“È stato disposto l’affidamento in favore della Medihospes Cooperativa Sociale Onlus per l’accoglienza temporanea in regime h24 di max 20 persone presso la struttura sita in via della Primavera, 41 – Roma […] per un costo pro die pro capite pari a euro 28,00 Iva esclusa”. Recita così la determina dell’Ufficio Speciale rom del Comune di Roma che dispone il ricollocamento di alcune famiglie rom dopo gli incidenti avvenuti a Torre Maura.
Era l’aprile 2019 e alcuni osservatori scrivevano: “Casapound batte il Campidoglio 1-0″ riferendosi alla decisione della giunta Raggi di cedere alla protesta organizzata davanti al centro di via dei Codirossoni. In una scarna nota il Comune dichiarava: “In merito al trasferimento di circa 60 persone rom dalla struttura di via Toraldo a quella di via dei Codirossoni, l’Ufficio speciale Rom sinti e caminanti ha deciso di ricollocare le persone presenti nella struttura presso altri centri d’accoglienza per persone fragili su tutto il territorio romano. Le operazioni saranno curate dalla Sala operativa sociale a partire da stamattina e si concluderanno in sette giorni”.
In una sorta di diaspora i 60 rom, tutti segnati da forti fragilità, sono stati ricollocati in altre strutture tra le quali quella di via della Primavera, gestita da Medihospes. “Un asso pigliatutto – scriveva sull’ente qualche mese fa Anna Dazzan – Un colosso nazionale già al centro di diverse indagini per i legami con Mafia Capitale. […] La stessa coop è finita al centro dello scandalo per la gestione del centro di Borgo Mezzanone in provincia di Foggia dopo l’inchiesta dell’Espresso condotta dal giornalista Fabrizio Gatti”.
Solo grazie alla presenza di due parlamentari sono riuscito ad entrare nei giorni scorsi nella struttura per incontrare le quattro famiglie rom che hanno visto notificarsi a fine febbraio una nota dell’Ufficio Speciale rom, con l’invito a “lasciare libere le stanze da cose e persone improrogabilmente entro il 7 marzo 2020”. Tradotto: il 7 marzo finirete per strada. Nella visita mi ha accompagnato Costica che, seguito come un’ombra da un operatore preoccupato, mi ha condotto nella stanza dove vive dallo scorso aprile. Una stanza di 12 metri quadri con un bagno inutilizzabile e muffa dappertutto. A fianco un’altra stanza simile che lui utilizza per mettere vestiti e valigie visto che le camere non dispongono di arredo, se non un lettone e un letto singolo dove passano le giornate lui, sua moglie – con un’invalidità certificata al 100% – sua suocera, anche lei con gravi problemi di salute, e i suoi tre figli tutti scolarizzati.

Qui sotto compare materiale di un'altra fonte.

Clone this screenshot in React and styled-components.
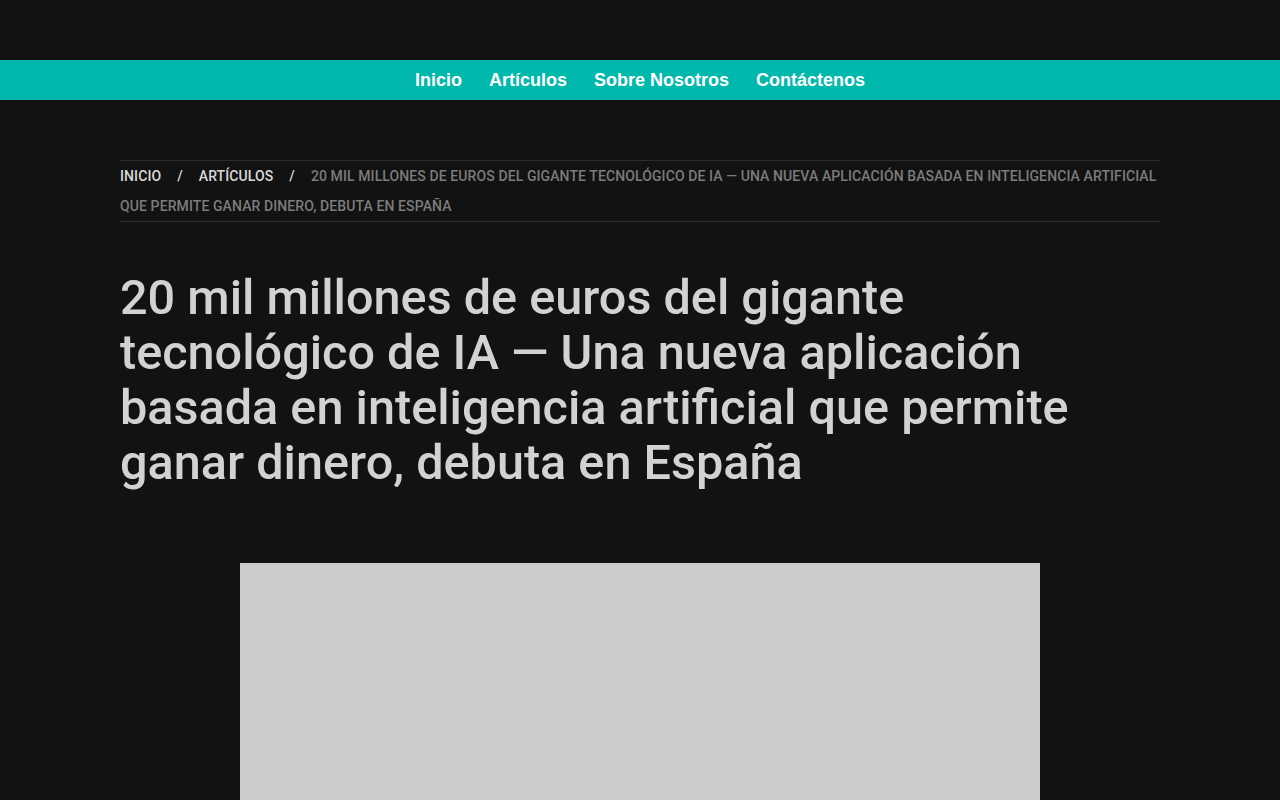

“Uno di loro – ci tiene però a riferirmi la responsabile della struttura – ha creato problemi con la scuola, mettendosi contro i docenti e la preside”. Il bambino ha 7 anni e mi chiedo come sia riuscito a mettere in crisi un istituto comprensivo. “Una donna accolta – continua – era seguita da una psicologa ma poi, trattandosi di una rom, ci siamo impegnati a reperire una psicologa con competenze antropologiche”. Vabbè.
C’è un divario abissale tra questi “ospiti” e tutto il mondo attorno, quasi fossero alieni contenuti in una bolla. Due realtà incomunicabili il cui unico legame è reso forte dai 5mila euro mensili che il Comune di Roma versa alla Medihospes per l’accoglienza del nucleo di Costica. Che il 7 marzo è fuori: la “gallina” ha smesso di produrre “uova d’oro” e quindi non serve, può finire in strada.
Alla fine che può difendere Costica? Su quali argomenti? “È irritante – prosegue la responsabile – Non è collaborativo. È stato lui a non volere che entrassimo nella sua stanza per sistemare le pareti. Non si fida. Non ha voluto neanche firmare il foglio di esenzione della mensa scolastica”.
È il solito gioco del mettere le mani avanti. Una strategia antica che con i rom funziona sempre. Che serve anche a spostare l’attenzione su quei soldi che noi contribuenti paghiamo per processi di inclusione, che il Comune di Roma affida ad una cooperativa e che consente di evitare la valutazione dell’efficacia di un intervento sociale, valso per la sola famiglia di Costica in 8 anni più di 150mila euro, destinati alle cooperative che gestivano i centri dove lui ha transitato prima di finire in strada.
Ora, dopo una lunga battaglia, la storia è finita con il trasferimento delle famiglie presso un centro della Croce Rossa.